En una nota sobre un libro de Murakami Javier Aparicio Maydeu escribió: “Murakami es magnético pero es endeble. Insólito pero no original. Convierte en inusitado lo convencional, y en él es ya previsible lo imprevisible. Es brillante pero artificioso. Tan aclamado como esclavo de su estilo. Por eso es relevante constatar que no parece que La muerte del comendador constituya un hito en la bibliografía del autor japonés, pero es sin duda prueba fehaciente de que ha vencido el autor su propia rutina y que después de haber analizado su escritura en De qué hablo cuando hablo de escribir escribe de un modo distinto, de un modo paradójicamente menos estridente y más prudente, más precavido, medroso ante la contingencia de la autoparodia”.
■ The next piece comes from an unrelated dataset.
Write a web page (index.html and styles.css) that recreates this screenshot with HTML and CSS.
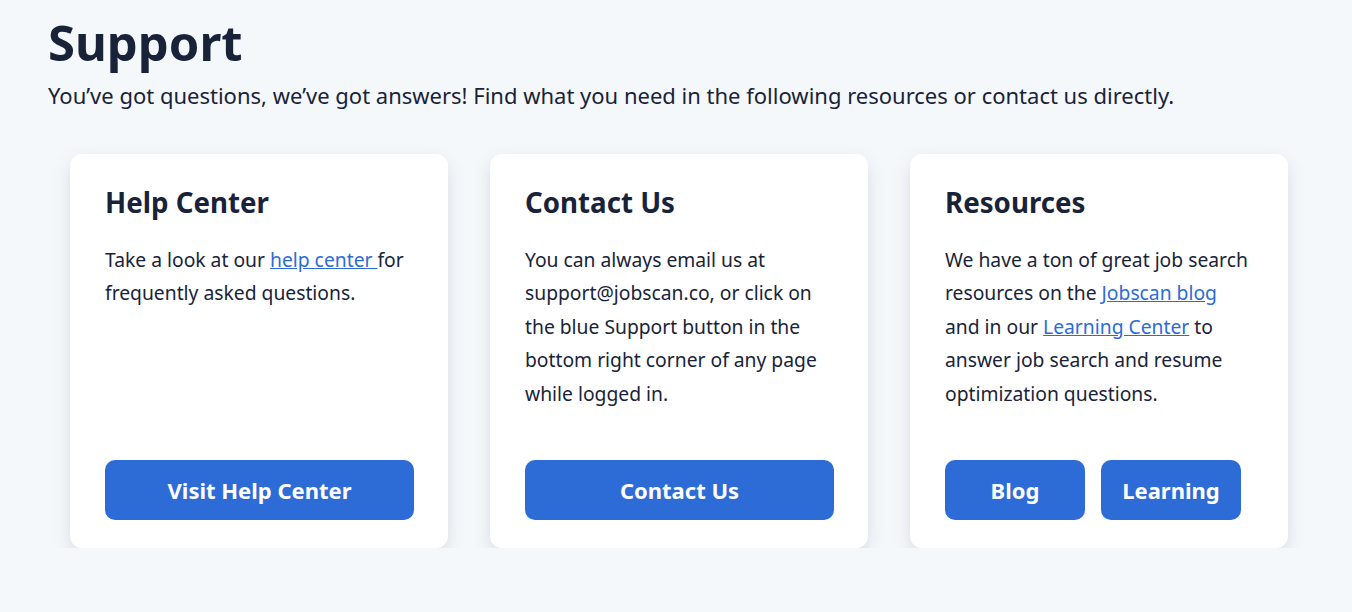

El colmo para un escritor, con varios libros y muchos lectores a cuesta, es que llegue a parodiar su propio estilo para complacer a sus incondicionales, o a quienes imprimen sus libros. Además ese es el trabajo sucio de los discípulos e imitadores, especie de murakamitos  (o harukistas ) que estarán ahora mismo encadenados a sus ordenadores haciendo hablar a perros y ratas, describiendo personajes solitarios que atraviesan paredes o pueden hablar con los pájaros.

Murakami más que un escritor se ha convertido en un icono y se dice maliciosamente que su escritura está más cerca de Stephen King que de Steinbeck. Sus detractores achacan su éxito al mercadeo editorial. A pesar de estar en la antesala a la espera de que la academia le otorgue el premio mayor, o  lo convierta en el Borges japonés. En una entrevista el escritor ha dicho relajado: “Yo sigo igual: escribo por la mañana, cuatro o cinco horas, la misma cantidad de páginas, y cuando me levanto de la silla, solo quiero saber adónde me llevará la historia. Por eso vuelvo al día siguiente”. El gato de mi edificio me lo dijo: “Todos quieren saber a donde puede llevarte la historia, o sea, un soberano cliché”. Luego dicen que el Nobel de Literatura es un premio político y asexuado(¿?).